While Shepherd didn’t accept the offer to ISU he had a strong sense that things were on the verge of blossoming for the Redbirds.

“When I visited, I thought the campus was beautiful and you could tell something was going on there,” Shepherd said. “Coach Spack and his staff, you could tell they demanded respect and were building something.”

Shepherd was correct, and just three years later he’d being going head-to-head with ISU and Spack in one of the most competitive national title games in FCS/I-AA history.

MSU head coach Brent Vigen went up against Spack and Illinois State five times from 2009 to 2013 while Vigen was the offensive coordinator and QB coach at North Dakota.

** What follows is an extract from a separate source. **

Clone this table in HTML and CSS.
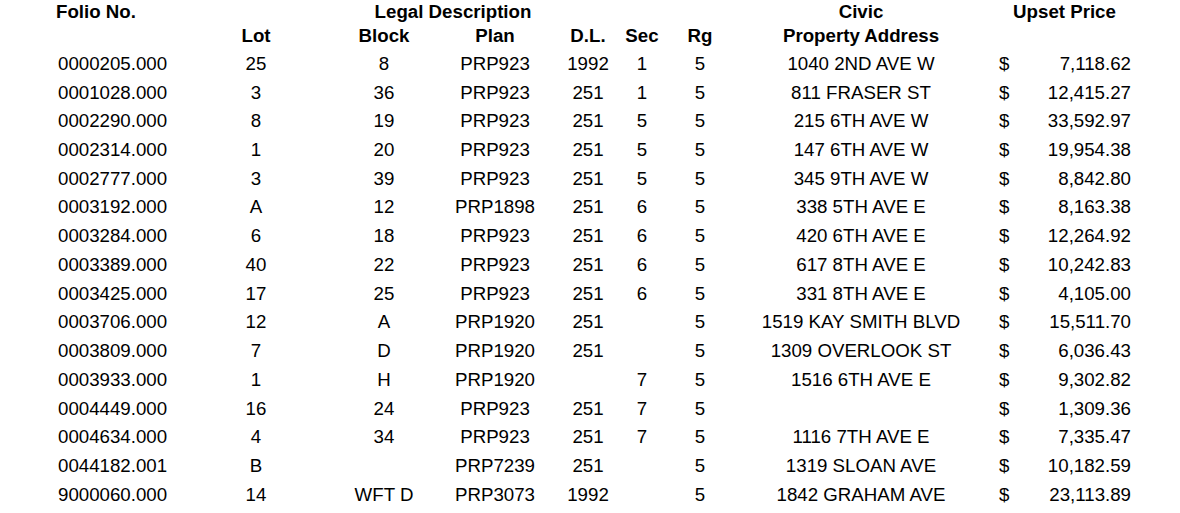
FILE: index.html
```html
<!DOCTYPE html>
<html lang="en">
<head>
<meta charset="utf-8">
<title>Upset Price List</title>
<link rel="stylesheet" href="styles.css">
</head>
<body>
<div class="sheet">
  <div class="row head">
    <div class="c-folio h-folio">Folio No.</div>
    <div class="c-legal">Legal Description</div>
    <div class="c-civic">Civic</div>
    <div class="c-upset">Upset Price</div>
  </div>
  <div class="row head">
    <div class="c-lot">Lot</div>
    <div class="c-block">Block</div>
    <div class="c-plan">Plan</div>
    <div class="c-dl">D.L.</div>
    <div class="c-sec">Sec</div>
    <div class="c-rg">Rg</div>
    <div class="c-addr">Property Address</div>
  </div>
  <div class="rows">
    <div class="row"><div class="c-folio">0000205.000</div><div class="c-lot">25</div><div class="c-block">8</div><div class="c-plan">PRP923</div><div class="c-dl">1992</div><div class="c-sec">1</div><div class="c-rg">5</div><div class="c-addr">1040 2ND AVE W</div><div class="c-cur">$</div><div class="c-price">7,118.62</div></div>
    <div class="row"><div class="c-folio">0001028.000</div><div class="c-lot">3</div><div class="c-block">36</div><div class="c-plan">PRP923</div><div class="c-dl">251</div><div class="c-sec">1</div><div class="c-rg">5</div><div class="c-addr">811 FRASER ST</div><div class="c-cur">$</div><div class="c-price">12,415.27</div></div>
    <div class="row"><div class="c-folio">0002290.000</div><div class="c-lot">8</div><div class="c-block">19</div><div class="c-plan">PRP923</div><div class="c-dl">251</div><div class="c-sec">5</div><div class="c-rg">5</div><div class="c-addr">215 6TH AVE W</div><div class="c-cur">$</div><div class="c-price">33,592.97</div></div>
    <div class="row"><div class="c-folio">0002314.000</div><div class="c-lot">1</div><div class="c-block">20</div><div class="c-plan">PRP923</div><div class="c-dl">251</div><div class="c-sec">5</div><div class="c-rg">5</div><div class="c-addr">147 6TH AVE W</div><div class="c-cur">$</div><div class="c-price">19,954.38</div></div>
    <div class="row"><div class="c-folio">0002777.000</div><div class="c-lot">3</div><div class="c-block">39</div><div class="c-plan">PRP923</div><div class="c-dl">251</div><div class="c-sec">5</div><div class="c-rg">5</div><div class="c-addr">345 9TH AVE W</div><div class="c-cur">$</div><div class="c-price">8,842.80</div></div>
    <div class="row"><div class="c-folio">0003192.000</div><div class="c-lot">A</div><div class="c-block">12</div><div class="c-plan">PRP1898</div><div class="c-dl">251</div><div class="c-sec">6</div><div class="c-rg">5</div><div class="c-addr">338 5TH AVE E</div><div class="c-cur">$</div><div class="c-price">8,163.38</div></div>
    <div class="row"><div class="c-folio">0003284.000</div><div class="c-lot">6</div><div class="c-block">18</div><div class="c-plan">PRP923</div><div class="c-dl">251</div><div class="c-sec">6</div><div class="c-rg">5</div><div class="c-addr">420 6TH AVE E</div><div class="c-cur">$</div><div class="c-price">12,264.92</div></div>
    <div class="row"><div class="c-folio">0003389.000</div><div class="c-lot">40</div><div class="c-block">22</div><div class="c-plan">PRP923</div><div class="c-dl">251</div><div class="c-sec">6</div><div class="c-rg">5</div><div class="c-addr">617 8TH AVE E</div><div class="c-cur">$</div><div class="c-price">10,242.83</div></div>
    <div class="row"><div class="c-folio">0003425.000</div><div class="c-lot">17</div><div class="c-block">25</div><div class="c-plan">PRP923</div><div class="c-dl">251</div><div class="c-sec">6</div><div class="c-rg">5</div><div class="c-addr">331 8TH AVE E</div><div class="c-cur">$</div><div class="c-price">4,105.00</div></div>
    <div class="row"><div class="c-folio">0003706.000</div><div class="c-lot">12</div><div class="c-block">A</div><div class="c-plan">PRP1920</div><div class="c-dl">251</div><div class="c-sec"></div><div class="c-rg">5</div><div class="c-addr">1519 KAY SMITH BLVD</div><div class="c-cur">$</div><div class="c-price">15,511.70</div></div>
    <div class="row"><div class="c-folio">0003809.000</div><div class="c-lot">7</div><div class="c-block">D</div><div class="c-plan">PRP1920</div><div class="c-dl">251</div><div class="c-sec"></div><div class="c-rg">5</div><div class="c-addr">1309 OVERLOOK ST</div><div class="c-cur">$</div><div class="c-price">6,036.43</div></div>
    <div class="row"><div class="c-folio">0003933.000</div><div class="c-lot">1</div><div class="c-block">H</div><div class="c-plan">PRP1920</div><div class="c-dl"></div><div class="c-sec">7</div><div class="c-rg">5</div><div class="c-addr">1516 6TH AVE E</div><div class="c-cur">$</div><div class="c-price">9,302.82</div></div>
    <div class="row"><div class="c-folio">0004449.000</div><div class="c-lot">16</div><div class="c-block">24</div><div class="c-plan">PRP923</div><div class="c-dl">251</div><div class="c-sec">7</div><div class="c-rg">5</div><div class="c-addr"></div><div class="c-cur">$</div><div class="c-price">1,309.36</div></div>
    <div class="row"><div class="c-folio">0004634.000</div><div class="c-lot">4</div><div class="c-block">34</div><div class="c-plan">PRP923</div><div class="c-dl">251</div><div class="c-sec">7</div><div class="c-rg">5</div><div class="c-addr">1116 7TH AVE E</div><div class="c-cur">$</div><div class="c-price">7,335.47</div></div>
    <div class="row"><div class="c-folio">0044182.001</div><div class="c-lot">B</div><div class="c-block"></div><div class="c-plan">PRP7239</div><div class="c-dl">251</div><div class="c-sec"></div><div class="c-rg">5</div><div class="c-addr">1319 SLOAN AVE</div><div class="c-cur">$</div><div class="c-price">10,182.59</div></div>
    <div class="row"><div class="c-folio">9000060.000</div><div class="c-lot">14</div><div class="c-block">WFT D</div><div class="c-plan">PRP3073</div><div class="c-dl">1992</div><div class="c-sec"></div><div class="c-rg">5</div><div class="c-addr">1842 GRAHAM AVE</div><div class="c-cur">$</div><div class="c-price">23,113.89</div></div>
  </div>
</div>
</body>
</html>
```
FILE: styles.css
```css
html, body {
  margin: 0;
  padding: 0;
  background: #fff;
}

body {
  font-family: "Liberation Sans", Arial, sans-serif;
  font-size: 18.7px;
  color: #000;
}

.sheet {
  width: 1180px;
}

.row {
  display: grid;
  grid-template-columns: 173px 166px 90px 132px 54px 54px 62px 260px 40px 100px;
  height: 28.73px;
  line-height: 28.73px;
  white-space: nowrap;
}

.row > div {
  text-align: center;
}

.head {
  height: 24px;
  line-height: 24px;
  font-weight: bold;
}

.rows {
  padding-top: 1.9px;
}

.c-folio { grid-column: 1; text-align: left !important; padding-left: 58px; }
.h-folio { padding-left: 56px; }
.c-lot { grid-column: 2; }
.c-block { grid-column: 3; }
.c-plan { grid-column: 4; }
.c-dl { grid-column: 5; }
.c-sec { grid-column: 6; }
.c-rg { grid-column: 7; }
.c-addr { grid-column: 8; }
.c-cur { grid-column: 9; text-align: left !important; padding-left: 8px; }
.c-price { grid-column: 10; text-align: right !important; }

.c-legal { grid-column: 3 / span 2; padding-left: 6px; }
.c-civic { grid-column: 8; }
.c-upset { grid-column: 9 / span 2; padding-left: 7px; }
```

“Coach Spack has been there for quite some time so had a chance from 2009 until 2013 when I was at North Dakota State to compete against his teams,” Vigen said. “They were always very well-coached, very talented teams and that’s certainly the case with this team here in 2025.”

“Generally speaking, this team looks very well coached and a team full of talent and that’s my recollection of those teams. We lost to them in 2009 and 2010 in his first two years and we were able to beat them the last three. My memories of those games were they were all very hard-fought battles. The wins that came our way were very challenging.”

Vigen was able to glean a few things while going against Spack’s teams those five years.

“I think it’s a team that reflects who he is,” Vigen said. “He was a great linebacker. He was a successful defensive coordinator prior to becoming a head coach. So, there’s a toughness factor that his teams have always exuded.”

“It definitely reflects who he is as a coach and what he believes in.”

Whatever the outcome of Monday night’s title game between the Bobcats and Redbirds, Joe Tiller would be happy.